Black Hebrew Israelites at a 2018 protest in Washington, D.C. Photo: Brendan Smialowski/AFP via Getty Images

Irving refused to apologize for sharing the documentary on Twitter, stating at an October 29 press conference that he had “a whole army around me” to defend his beliefs. He eventually deleted the tweet linking to the film, prompting rapper Kanye West—whose Twitter account was restored after Elon Musk bought the site—to tweet his support. On the same day the Nets suspended Irving, West tweeted, “You can’t be anti-Semite when you know you are Semite,” apparently echoing tenets of the BHI movement. West had been suspended from Twitter in mid-October for threatening Jewish people.

 

Irving, who converted to Islam as an adult and who also identifies with the omnist philosophy of respecting all religions, pledged $500,000 to the Anti-Defamation League along with Nets.
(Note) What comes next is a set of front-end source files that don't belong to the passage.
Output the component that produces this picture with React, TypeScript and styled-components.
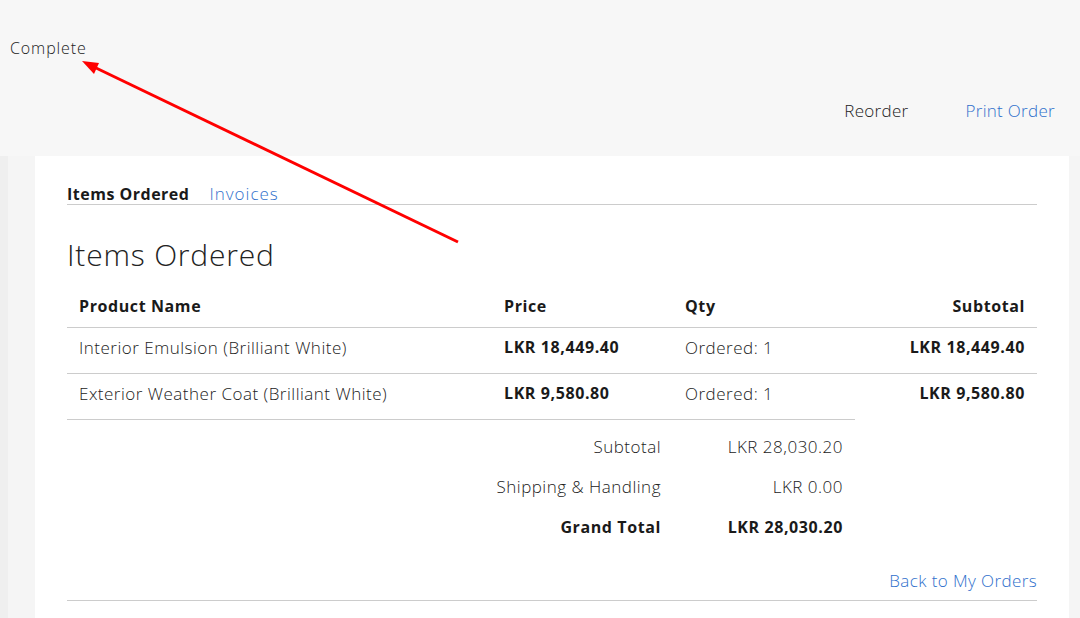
import React from 'react';
import styled, { createGlobalStyle } from 'styled-components';

const GlobalStyle = createGlobalStyle`
    html, body {
        margin: 0;
        padding: 0;
        background: #f5f5f5;
    }
    body {
        font-family: 'Open Sans', 'DejaVu Sans', sans-serif;
        font-weight: 300;
        font-size: 17px;
        letter-spacing: 0.5px;
        color: #222;
    }
    * {
        box-sizing: border-box;
    }
`;

const LINK = '#2f70cc';

const Page = styled.div`
    position: relative;
    width: 1080px;
    min-height: 618px;
    overflow: hidden;
`;

const Header = styled.div`
    height: 156px;
    background: #f7f7f7;
    padding: 38px 25px 0 10px;
`;

const Status = styled.div`
    font-size: 16px;
    line-height: 20px;
    letter-spacing: 0.9px;
    color: #222;
`;

const Actions = styled.div`
    display: flex;
    justify-content: flex-end;
    gap: 57px;
    margin-top: 43px;
`;

const ActionLink = styled.a<{ $primary?: boolean }>`
    font-size: 17px;
    line-height: 20px;
    letter-spacing: 0.3px;
    color: ${({ $primary }) => ($primary ? LINK : '#222')};
    text-decoration: none;
`;

const Body = styled.div`
    display: flex;
    background: #f5f5f5;
    min-height: 462px;
`;

const SideStrip = styled.div`
    width: 8px;
    background: #efefef;
    margin-right: 27px;
`;

const Card = styled.div`
    width: 1034px;
    background: #fff;
    padding: 0 32px;
`;

const Tabs = styled.div`
    display: flex;
    gap: 20px;
    padding-top: 28px;
    border-bottom: 1px solid #ccc;
`;

const Tab = styled.a<{ $active?: boolean }>`
    font-size: ${({ $active }) => ($active ? '16px' : '17px')};
    line-height: 20px;
    letter-spacing: ${({ $active }) => ($active ? '0.5px' : '1px')};
    font-weight: ${({ $active }) => ($active ? 700 : 300)};
    color: ${({ $active }) => ($active ? '#1a1a1a' : LINK)};
    text-decoration: none;
`;

const Title = styled.h2`
    margin: 32px 0 0;
    font-size: 30px;
    line-height: 36px;
    letter-spacing: 0.8px;
    font-weight: 300;
    color: #222;
`;

const Table = styled.div`
    margin-top: 9px;
`;

const Row = styled.div<{ $noBorder?: boolean; $head?: boolean }>`
    display: grid;
    grid-template-columns: 425px 181px 182px 1fr;
    padding: ${({ $head }) => ($head ? '14px 0 10px' : '9px 0 15px')};
    border-bottom: ${({ $noBorder }) => ($noBorder ? 'none' : '1px solid #ccc')};
`;

const Cell = styled.div<{ $bold?: boolean; $right?: boolean }>`
    padding: 0 12px;
    line-height: 21px;
    font-size: ${({ $bold }) => ($bold ? '16px' : '17px')};
    letter-spacing: ${({ $bold }) => ($bold ? '0.6px' : '0.5px')};
    font-weight: ${({ $bold }) => ($bold ? 700 : 300)};
    color: ${({ $bold }) => ($bold ? '#1a1a1a' : '#222')};
    text-align: ${({ $right }) => ($right ? 'right' : 'left')};
    white-space: nowrap;
`;

const Totals = styled.div`
    width: 788px;
    border-top: 1px solid #ccc;
    padding-top: 7px;
`;

const TotalRow = styled.div`
    display: grid;
    grid-template-columns: 1fr 182px;
    height: 40px;
    align-items: center;
`;

const TotalCell = styled.div<{ $bold?: boolean }>`
    padding: 0 12px;
    text-align: right;
    font-size: ${({ $bold }) => ($bold ? '16px' : '17px')};
    letter-spacing: ${({ $bold }) => ($bold ? '0.6px' : '0.5px')};
    line-height: 20px;
    font-weight: ${({ $bold }) => ($bold ? 700 : 300)};
    color: ${({ $bold }) => ($bold ? '#1a1a1a' : '#222')};
`;

const Toolbar = styled.div`
    display: flex;
    justify-content: flex-end;
    margin-top: 24px;
    padding-bottom: 9px;
    border-bottom: 1px solid #ccc;
`;

const BackLink = styled.a`
    font-size: 17px;
    line-height: 20px;
    letter-spacing: 0.4px;
    color: ${LINK};
    text-decoration: none;
`;

const Annotation = styled.svg`
    position: absolute;
    left: 0;
    top: 0;
    width: 1080px;
    height: 618px;
    pointer-events: none;
`;

const items = [
    { name: 'Interior Emulsion (Brilliant White)', price: 'LKR 18,449.40', qty: 'Ordered: 1', subtotal: 'LKR 18,449.40' },
    { name: 'Exterior Weather Coat (Brilliant White)', price: 'LKR 9,580.80', qty: 'Ordered: 1', subtotal: 'LKR 9,580.80' },
];

const totals = [
    { label: 'Subtotal', value: 'LKR 28,030.20' },
    { label: 'Shipping & Handling', value: 'LKR 0.00' },
    { label: 'Grand Total', value: 'LKR 28,030.20', bold: true },
];

const App = () => {
    return (
        <Page>
            <GlobalStyle />
            <Header>
                <Status>Complete</Status>
                <Actions>
                    <ActionLink href="#">Reorder</ActionLink>
                    <ActionLink href="#" $primary>
                        Print Order
                    </ActionLink>
                </Actions>
            </Header>
            <Body>
                <SideStrip />
                <Card>
                    <Tabs>
                        <Tab $active>Items Ordered</Tab>
                        <Tab href="#">Invoices</Tab>
                    </Tabs>
                    <Title>Items Ordered</Title>
                    <Table>
                        <Row $head>
                            <Cell $bold>Product Name</Cell>
                            <Cell $bold>Price</Cell>
                            <Cell $bold>Qty</Cell>
                            <Cell $bold $right>
                                Subtotal
                            </Cell>
                        </Row>
                        {items.map((item, i) => (
                            <Row key={item.name} $noBorder={i === items.length - 1}>
                                <Cell>{item.name}</Cell>
                                <Cell $bold>{item.price}</Cell>
                                <Cell>{item.qty}</Cell>
                                <Cell $bold $right>
                                    {item.subtotal}
                                </Cell>
                            </Row>
                        ))}
                    </Table>
                    <Totals>
                        {totals.map(t => (
                            <TotalRow key={t.label}>
                                <TotalCell $bold={t.bold}>{t.label}</TotalCell>
                                <TotalCell $bold={t.bold}>{t.value}</TotalCell>
                            </TotalRow>
                        ))}
                    </Totals>
                    <Toolbar>
                        <BackLink href="#">Back to My Orders</BackLink>
                    </Toolbar>
                </Card>
            </Body>
            <Annotation viewBox="0 0 1080 618">
                <line x1="458" y1="242" x2="94" y2="67" stroke="#f00" strokeWidth="3" />
                <polygon points="82,61 99,63 94,74" fill="#f00" />
            </Annotation>
        </Page>
    );
};

export default App;
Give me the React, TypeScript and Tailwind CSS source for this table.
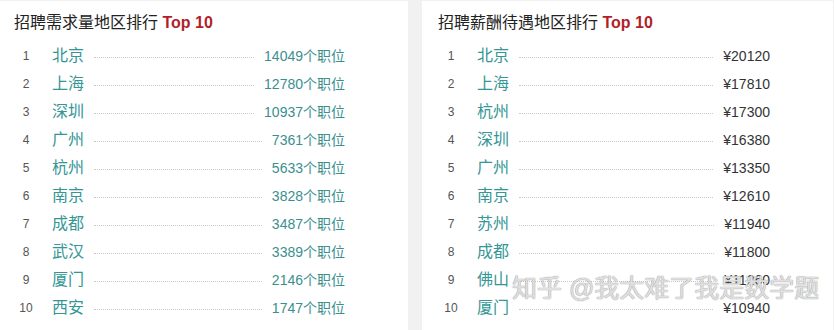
const demand = [
  { city: '北京', value: '14049个职位' },
  { city: '上海', value: '12780个职位' },
  { city: '深圳', value: '10937个职位' },
  { city: '广州', value: '7361个职位' },
  { city: '杭州', value: '5633个职位' },
  { city: '南京', value: '3828个职位' },
  { city: '成都', value: '3487个职位' },
  { city: '武汉', value: '3389个职位' },
  { city: '厦门', value: '2146个职位' },
  { city: '西安', value: '1747个职位' },
];

const salary = [
  { city: '北京', value: '¥20120' },
  { city: '上海', value: '¥17810' },
  { city: '杭州', value: '¥17300' },
  { city: '深圳', value: '¥16380' },
  { city: '广州', value: '¥13350' },
  { city: '南京', value: '¥12610' },
  { city: '苏州', value: '¥11940' },
  { city: '成都', value: '¥11800' },
  { city: '佛山', value: '¥11260' },
  { city: '厦门', value: '¥10940' },
];

interface RankCardProps {
  title: string;
  rows: { city: string; value: string }[];
  valueClass: string;
  titleClass: string;
  rowsClass: string;
}

function RankCard({ title, rows, valueClass, titleClass, rowsClass }: RankCardProps) {
  return (
    <div className="bg-white h-full">
      <h3 className={`pt-[10px] h-[34px] text-[16px] leading-[24px] text-[#222] font-normal ${titleClass}`}>
        {title} <span className="font-bold text-[#b01f2a]">Top 10</span>
      </h3>
      <ul className={`mt-[7px] ${rowsClass}`}>
        {rows.map((r, i) => (
          <li key={r.city} className="flex items-center h-[28px]">
            <span className="w-[24px] text-center text-[12px] text-[#555]">{i + 1}</span>
            <span className="ml-[14px] text-[16px] leading-[20px] text-[#359696]">{r.city}</span>
            <span className="flex-1 mx-[10px] border-t border-dotted border-[#c8c8c8] translate-y-[1px]" />
            <span className={`text-[14px] leading-[20px] ${valueClass}`}>{r.value}</span>
          </li>
        ))}
      </ul>
    </div>
  );
}

export default function App() {
  return (
    <div
      className="relative w-[834px] h-[330px] bg-[#f1f1f1] pt-px flex gap-[14px] overflow-hidden"
      style={{ fontFamily: '"Liberation Sans", "Noto Sans CJK SC", sans-serif' }}
    >
      <div className="w-[408px]">
        <RankCard
          title="招聘需求量地区排行"
          rows={demand}
          valueClass="text-[#3a8f8f]"
          titleClass="pl-[14px]"
          rowsClass="pl-[14px] w-[345px]"
        />
      </div>
      <div className="w-[411px]">
        <RankCard
          title="招聘薪酬待遇地区排行"
          rows={salary}
          valueClass="text-[#333]"
          titleClass="pl-[16px]"
          rowsClass="pl-[17px] w-[348px]"
        />
      </div>

      {/* 知乎 watermark */}
      <div
        className="absolute left-[512px] top-[272px] text-[25px] leading-[32px] text-white/70 whitespace-nowrap"
        style={{ textShadow: '0 0 1px #999, 0 0 1px #999' }}
      >
        知乎 @我太难了我是数学题
      </div>
    </div>
  );
}
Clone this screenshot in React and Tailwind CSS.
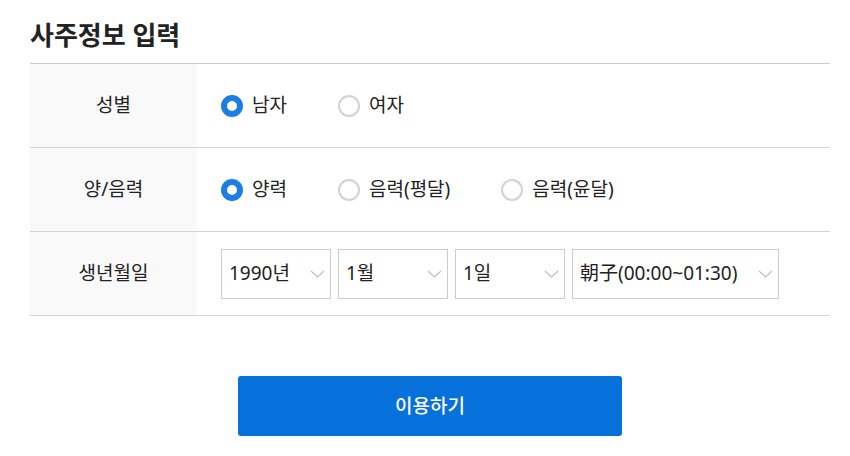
import React, { useState } from 'react';

const font = { fontFamily: '"Noto Sans", "Noto Sans CJK KR", sans-serif' };

function Radio({ checked, label, onClick }) {
    return (
        <button type="button" onClick={onClick} className="flex items-center gap-[9px] mr-[51px]">
            {checked ? (
                <span className="w-[22px] h-[22px] rounded-full border-[6px] border-[#1a7ee6] bg-white" />
            ) : (
                <span className="w-[22px] h-[22px] rounded-full border-2 border-[#d2d2d2] bg-white" />
            )}
            <span className="text-[19px] text-[#222]">{label}</span>
        </button>
    );
}

function Chevron() {
    return (
        <svg width="15" height="8" viewBox="0 0 15 8" fill="none">
            <path d="M1 1l6.5 6 6.5-6" stroke="#bdbdbd" strokeWidth="1.2" />
        </svg>
    );
}

function SelectBox({ value, width }) {
    return (
        <div className={`${width} h-[50px] border border-[#cccccc] bg-white flex items-center justify-between pl-[7px] pr-[5px]`}>
            <span className="text-[19px] text-[#222]">{value}</span>
            <Chevron />
        </div>
    );
}

function Row({ label, children }) {
    return (
        <div className="flex h-[84px] border-b border-[#d4d4d4]">
            <div className="w-[167px] bg-[#f9f9f9] flex items-center justify-center text-[19px] text-[#222]">{label}</div>
            <div className="flex-1 flex items-center pl-[24px]">{children}</div>
        </div>
    );
}

export default function App() {
    const [gender, setGender] = useState('m');
    const [cal, setCal] = useState('solar');

    return (
        <div className="w-[850px] h-[456px] bg-white pl-[30px] pr-[20px] pt-[16px]" style={font}>
            <h2 className="text-[26px] font-bold text-[#222] leading-[38px] mb-[9px]">사주정보 입력</h2>
            <div className="border-t border-[#cccccc]">
                <Row label="성별">
                    <Radio checked={gender === 'm'} label="남자" onClick={() => setGender('m')} />
                    <Radio checked={gender === 'f'} label="여자" onClick={() => setGender('f')} />
                </Row>
                <Row label="양/음력">
                    <Radio checked={cal === 'solar'} label="양력" onClick={() => setCal('solar')} />
                    <Radio checked={cal === 'lunar'} label="음력(평달)" onClick={() => setCal('lunar')} />
                    <Radio checked={cal === 'leap'} label="음력(윤달)" onClick={() => setCal('leap')} />
                </Row>
                <Row label="생년월일">
                    <div className="flex gap-[7px]">
                        <SelectBox value="1990년" width="w-[110px]" />
                        <SelectBox value="1월" width="w-[110px]" />
                        <SelectBox value="1일" width="w-[110px]" />
                        <SelectBox value="朝子(00:00~01:30)" width="w-[207px]" />
                    </div>
                </Row>
            </div>
            <div className="flex justify-center mt-[60px]">
                <button type="button" className="w-[384px] h-[60px] bg-[#0670db] rounded-[3px] text-white text-[19px] font-medium">이용하기</button>
            </div>
        </div>
    );
}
However, ADL CEO Jonathan Greenblatt rejected Irving’s donation because his statement did not discuss antisemitism or include an apology.

Irving remains suspended without pay. Former NBA players like Shaquille O’Neal, Charles Barkley, and Amar’e Stoudemire, who converted to Judaism in 2020, have discussed the statements of both Irving and West in the media. Irving met with NBA commissioner Adam Silver, who is Jewish, on Nov. 8 to discuss his suspension.